Market Stats : Quick Overview - August 2022
HPI provides a price growth measure for a benchmark home with the same characteristics over time, allowing for an apples-to-apples comparison from one year to the next.
Market Summary - August 2022
In August 2022, there were 5,627 home sales reported through the Toronto Regional Real Estate Board’s (TRREB) MLS® System, representing a year-over-year dip of 34.2 per cent 3 a lesser annual rate of decline compared to the previous four months. The August sales result also represented a month-over-month increase compared to July.

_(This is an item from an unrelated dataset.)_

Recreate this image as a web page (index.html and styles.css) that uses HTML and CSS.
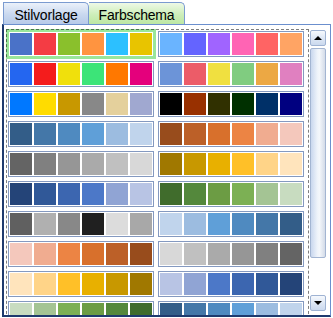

Sales represented a higher share of new listings compared to the previous three months. If this trend continues, it could indicate some support for selling prices in the months ahead. On a year-over-year basis, the MLS® Home Price Index (HPI) was up by 8.9 per cent and the average selling price for all home types combined was up by 0.9 per cent to $1,079,500. The average selling price was also up slightly month-over-month, while the HPI Composite was lower compared to July. Monthly growth in the average price versus a dip in the HPI Composite suggests a greater share of more expensive home types sold in August.
While higher borrowing costs have impacted home purchase decisions, existing homeowners nearing mortgage renewal are also facing higher costs. There is room for the federal government to provide for greater housing affordability for existing homeowners by removing the stress test when existing mortgages are switched to a new lender, allowing for greater competition in the mortgage market. Further, allowing for longer amortization periods on mortgage renewals would assist current homeowners in an inflationary environment where everyday costs have risen dramatically.
The Office of the Superintendent of Financial Institutions (OSFI) should weigh in on whether the current stress test remains applicable. Is it reasonable to test home buyers at two percentage points above the current elevated rates, or should a more flexible test be applied that follows the interest rate cycle? In addition, OSFI should consider removing the stress test for existing mortgage holders who want to shop for the best possible rate at renewal rather than forcing them to stay with their existing lender to avoid the stress test. This is especially the case when no additional funds are being requested.
There are other issues beyond borrowing costs impacting housing affordability in the Greater Golden Horseshoe. The ability to bring on more supply is the longer-term challenge. However, we are moving in the right direction on this front. The strong mayor proposal from the province coupled with the recent commitment from Toronto Mayor John Tory to expand ownership and rental housing options are examples of this.